INSTRUCTIONS FOR THE TASK:
Write down each entry again, exactly as it reads.

PROVIDED MATERIAL:
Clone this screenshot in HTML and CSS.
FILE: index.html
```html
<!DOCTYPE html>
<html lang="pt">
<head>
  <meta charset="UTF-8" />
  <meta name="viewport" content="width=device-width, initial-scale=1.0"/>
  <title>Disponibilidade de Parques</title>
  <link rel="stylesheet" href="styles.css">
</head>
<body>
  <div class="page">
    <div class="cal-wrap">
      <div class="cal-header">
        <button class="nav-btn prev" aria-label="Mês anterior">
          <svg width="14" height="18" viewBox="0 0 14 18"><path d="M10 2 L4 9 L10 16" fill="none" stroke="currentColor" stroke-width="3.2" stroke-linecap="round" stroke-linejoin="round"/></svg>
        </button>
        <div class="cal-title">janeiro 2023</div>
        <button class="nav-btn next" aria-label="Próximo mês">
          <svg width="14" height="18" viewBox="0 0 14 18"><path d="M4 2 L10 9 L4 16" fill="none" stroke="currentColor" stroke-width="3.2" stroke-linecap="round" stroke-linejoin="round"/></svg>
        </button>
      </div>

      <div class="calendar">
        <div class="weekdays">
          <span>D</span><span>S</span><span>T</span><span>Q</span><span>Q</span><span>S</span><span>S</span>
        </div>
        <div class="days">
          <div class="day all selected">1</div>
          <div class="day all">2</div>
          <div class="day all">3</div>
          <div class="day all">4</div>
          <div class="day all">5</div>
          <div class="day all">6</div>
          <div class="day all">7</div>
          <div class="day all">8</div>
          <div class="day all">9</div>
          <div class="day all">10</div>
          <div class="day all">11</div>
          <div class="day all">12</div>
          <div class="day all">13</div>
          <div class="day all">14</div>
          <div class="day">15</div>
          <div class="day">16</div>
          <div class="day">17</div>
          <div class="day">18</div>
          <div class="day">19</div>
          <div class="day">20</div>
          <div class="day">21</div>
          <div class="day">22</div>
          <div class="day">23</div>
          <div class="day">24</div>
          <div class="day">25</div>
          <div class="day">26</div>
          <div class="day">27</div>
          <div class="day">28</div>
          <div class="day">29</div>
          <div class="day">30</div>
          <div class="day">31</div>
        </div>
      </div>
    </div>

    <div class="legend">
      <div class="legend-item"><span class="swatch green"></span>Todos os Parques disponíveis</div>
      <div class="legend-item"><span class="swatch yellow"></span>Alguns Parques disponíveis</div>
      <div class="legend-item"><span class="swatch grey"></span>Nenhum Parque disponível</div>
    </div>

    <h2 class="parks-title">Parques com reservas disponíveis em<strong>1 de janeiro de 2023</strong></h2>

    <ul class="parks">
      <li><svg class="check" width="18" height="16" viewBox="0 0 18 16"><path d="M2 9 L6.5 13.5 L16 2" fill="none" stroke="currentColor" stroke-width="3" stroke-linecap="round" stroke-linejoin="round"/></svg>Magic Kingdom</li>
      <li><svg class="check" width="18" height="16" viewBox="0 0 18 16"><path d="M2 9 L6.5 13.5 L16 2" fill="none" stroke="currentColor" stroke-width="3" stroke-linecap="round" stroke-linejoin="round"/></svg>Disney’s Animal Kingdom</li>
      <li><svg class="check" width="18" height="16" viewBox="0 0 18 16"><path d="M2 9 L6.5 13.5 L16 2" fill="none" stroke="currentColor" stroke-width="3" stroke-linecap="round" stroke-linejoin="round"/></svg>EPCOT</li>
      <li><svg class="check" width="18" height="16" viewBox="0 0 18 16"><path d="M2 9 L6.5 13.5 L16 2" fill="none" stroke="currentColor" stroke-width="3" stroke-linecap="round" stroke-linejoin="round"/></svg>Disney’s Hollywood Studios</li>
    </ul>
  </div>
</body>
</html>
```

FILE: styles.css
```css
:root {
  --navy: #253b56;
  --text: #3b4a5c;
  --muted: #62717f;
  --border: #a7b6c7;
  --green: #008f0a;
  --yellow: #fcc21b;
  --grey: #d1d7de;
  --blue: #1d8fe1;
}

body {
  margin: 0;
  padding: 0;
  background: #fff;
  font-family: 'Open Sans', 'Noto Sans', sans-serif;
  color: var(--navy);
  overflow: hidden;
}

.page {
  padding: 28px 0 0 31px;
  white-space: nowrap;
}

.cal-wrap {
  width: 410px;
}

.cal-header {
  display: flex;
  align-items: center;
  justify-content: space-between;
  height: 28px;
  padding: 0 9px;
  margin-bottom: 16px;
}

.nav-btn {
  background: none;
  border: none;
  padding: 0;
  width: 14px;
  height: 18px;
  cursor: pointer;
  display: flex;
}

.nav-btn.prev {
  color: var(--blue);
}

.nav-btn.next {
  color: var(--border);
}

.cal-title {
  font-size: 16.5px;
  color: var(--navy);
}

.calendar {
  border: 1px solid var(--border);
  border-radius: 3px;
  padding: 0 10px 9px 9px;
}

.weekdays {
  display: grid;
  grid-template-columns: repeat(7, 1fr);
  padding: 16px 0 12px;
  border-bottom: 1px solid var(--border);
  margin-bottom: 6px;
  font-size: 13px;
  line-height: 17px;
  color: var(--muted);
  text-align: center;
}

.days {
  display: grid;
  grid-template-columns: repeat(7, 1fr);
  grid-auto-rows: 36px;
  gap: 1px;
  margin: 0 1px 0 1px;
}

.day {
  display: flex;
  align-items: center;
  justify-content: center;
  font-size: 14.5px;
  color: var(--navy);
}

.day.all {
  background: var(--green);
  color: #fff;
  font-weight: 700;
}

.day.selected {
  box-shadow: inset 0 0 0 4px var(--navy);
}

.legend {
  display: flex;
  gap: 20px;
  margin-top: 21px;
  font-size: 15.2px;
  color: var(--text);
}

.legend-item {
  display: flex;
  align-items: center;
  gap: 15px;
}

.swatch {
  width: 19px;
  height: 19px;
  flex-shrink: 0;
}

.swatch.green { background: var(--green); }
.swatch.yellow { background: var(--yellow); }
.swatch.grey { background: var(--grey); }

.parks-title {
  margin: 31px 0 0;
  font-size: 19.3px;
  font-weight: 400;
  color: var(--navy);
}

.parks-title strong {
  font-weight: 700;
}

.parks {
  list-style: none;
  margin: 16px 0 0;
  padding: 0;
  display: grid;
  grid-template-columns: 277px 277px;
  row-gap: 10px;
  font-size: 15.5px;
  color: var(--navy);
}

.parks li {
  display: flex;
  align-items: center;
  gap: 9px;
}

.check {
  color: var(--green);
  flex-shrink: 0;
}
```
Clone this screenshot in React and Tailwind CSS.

OUTPUT OF THE TASK:
Clone this screenshot in HTML and CSS.
FILE: index.html
```html
<!DOCTYPE html>
<html lang="pt">
<head>
  <meta charset="UTF-8" />
  <meta name="viewport" content="width=device-width, initial-scale=1.0"/>
  <title>Disponibilidade de Parques</title>
  <link rel="stylesheet" href="styles.css">
</head>
<body>
  <div class="page">
    <div class="cal-wrap">
      <div class="cal-header">
        <button class="nav-btn prev" aria-label="Mês anterior">
          <svg width="14" height="18" viewBox="0 0 14 18"><path d="M10 2 L4 9 L10 16" fill="none" stroke="currentColor" stroke-width="3.2" stroke-linecap="round" stroke-linejoin="round"/></svg>
        </button>
        <div class="cal-title">janeiro 2023</div>
        <button class="nav-btn next" aria-label="Próximo mês">
          <svg width="14" height="18" viewBox="0 0 14 18"><path d="M4 2 L10 9 L4 16" fill="none" stroke="currentColor" stroke-width="3.2" stroke-linecap="round" stroke-linejoin="round"/></svg>
        </button>
      </div>

      <div class="calendar">
        <div class="weekdays">
          <span>D</span><span>S</span><span>T</span><span>Q</span><span>Q</span><span>S</span><span>S</span>
        </div>
        <div class="days">
          <div class="day all selected">1</div>
          <div class="day all">2</div>
          <div class="day all">3</div>
          <div class="day all">4</div>
          <div class="day all">5</div>
          <div class="day all">6</div>
          <div class="day all">7</div>
          <div class="day all">8</div>
          <div class="day all">9</div>
          <div class="day all">10</div>
          <div class="day all">11</div>
          <div class="day all">12</div>
          <div class="day all">13</div>
          <div class="day all">14</div>
          <div class="day">15</div>
          <div class="day">16</div>
          <div class="day">17</div>
          <div class="day">18</div>
          <div class="day">19</div>
          <div class="day">20</div>
          <div class="day">21</div>
          <div class="day">22</div>
          <div class="day">23</div>
          <div class="day">24</div>
          <div class="day">25</div>
          <div class="day">26</div>
          <div class="day">27</div>
          <div class="day">28</div>
          <div class="day">29</div>
          <div class="day">30</div>
          <div class="day">31</div>
        </div>
      </div>
    </div>

    <div class="legend">
      <div class="legend-item"><span class="swatch green"></span>Todos os Parques disponíveis</div>
      <div class="legend-item"><span class="swatch yellow"></span>Alguns Parques disponíveis</div>
      <div class="legend-item"><span class="swatch grey"></span>Nenhum Parque disponível</div>
    </div>

    <h2 class="parks-title">Parques com reservas disponíveis em<strong>1 de janeiro de 2023</strong></h2>

    <ul class="parks">
      <li><svg class="check" width="18" height="16" viewBox="0 0 18 16"><path d="M2 9 L6.5 13.5 L16 2" fill="none" stroke="currentColor" stroke-width="3" stroke-linecap="round" stroke-linejoin="round"/></svg>Magic Kingdom</li>
      <li><svg class="check" width="18" height="16" viewBox="0 0 18 16"><path d="M2 9 L6.5 13.5 L16 2" fill="none" stroke="currentColor" stroke-width="3" stroke-linecap="round" stroke-linejoin="round"/></svg>Disney’s Animal Kingdom</li>
      <li><svg class="check" width="18" height="16" viewBox="0 0 18 16"><path d="M2 9 L6.5 13.5 L16 2" fill="none" stroke="currentColor" stroke-width="3" stroke-linecap="round" stroke-linejoin="round"/></svg>EPCOT</li>
      <li><svg class="check" width="18" height="16" viewBox="0 0 18 16"><path d="M2 9 L6.5 13.5 L16 2" fill="none" stroke="currentColor" stroke-width="3" stroke-linecap="round" stroke-linejoin="round"/></svg>Disney’s Hollywood Studios</li>
    </ul>
  </div>
</body>
</html>
```

FILE: styles.css
```css
:root {
  --navy: #253b56;
  --text: #3b4a5c;
  --muted: #62717f;
  --border: #a7b6c7;
  --green: #008f0a;
  --yellow: #fcc21b;
  --grey: #d1d7de;
  --blue: #1d8fe1;
}

body {
  margin: 0;
  padding: 0;
  background: #fff;
  font-family: 'Open Sans', 'Noto Sans', sans-serif;
  color: var(--navy);
  overflow: hidden;
}

.page {
  padding: 28px 0 0 31px;
  white-space: nowrap;
}

.cal-wrap {
  width: 410px;
}

.cal-header {
  display: flex;
  align-items: center;
  justify-content: space-between;
  height: 28px;
  padding: 0 9px;
  margin-bottom: 16px;
}

.nav-btn {
  background: none;
  border: none;
  padding: 0;
  width: 14px;
  height: 18px;
  cursor: pointer;
  display: flex;
}

.nav-btn.prev {
  color: var(--blue);
}

.nav-btn.next {
  color: var(--border);
}

.cal-title {
  font-size: 16.5px;
  color: var(--navy);
}

.calendar {
  border: 1px solid var(--border);
  border-radius: 3px;
  padding: 0 10px 9px 9px;
}

.weekdays {
  display: grid;
  grid-template-columns: repeat(7, 1fr);
  padding: 16px 0 12px;
  border-bottom: 1px solid var(--border);
  margin-bottom: 6px;
  font-size: 13px;
  line-height: 17px;
  color: var(--muted);
  text-align: center;
}

.days {
  display: grid;
  grid-template-columns: repeat(7, 1fr);
  grid-auto-rows: 36px;
  gap: 1px;
  margin: 0 1px 0 1px;
}

.day {
  display: flex;
  align-items: center;
  justify-content: center;
  font-size: 14.5px;
  color: var(--navy);
}

.day.all {
  background: var(--green);
  color: #fff;
  font-weight: 700;
}

.day.selected {
  box-shadow: inset 0 0 0 4px var(--navy);
}

.legend {
  display: flex;
  gap: 20px;
  margin-top: 21px;
  font-size: 15.2px;
  color: var(--text);
}

.legend-item {
  display: flex;
  align-items: center;
  gap: 15px;
}

.swatch {
  width: 19px;
  height: 19px;
  flex-shrink: 0;
}

.swatch.green { background: var(--green); }
.swatch.yellow { background: var(--yellow); }
.swatch.grey { background: var(--grey); }

.parks-title {
  margin: 31px 0 0;
  font-size: 19.3px;
  font-weight: 400;
  color: var(--navy);
}

.parks-title strong {
  font-weight: 700;
}

.parks {
  list-style: none;
  margin: 16px 0 0;
  padding: 0;
  display: grid;
  grid-template-columns: 277px 277px;
  row-gap: 10px;
  font-size: 15.5px;
  color: var(--navy);
}

.parks li {
  display: flex;
  align-items: center;
  gap: 9px;
}

.check {
  color: var(--green);
  flex-shrink: 0;
}
```
Clone this screenshot in React and Tailwind CSS.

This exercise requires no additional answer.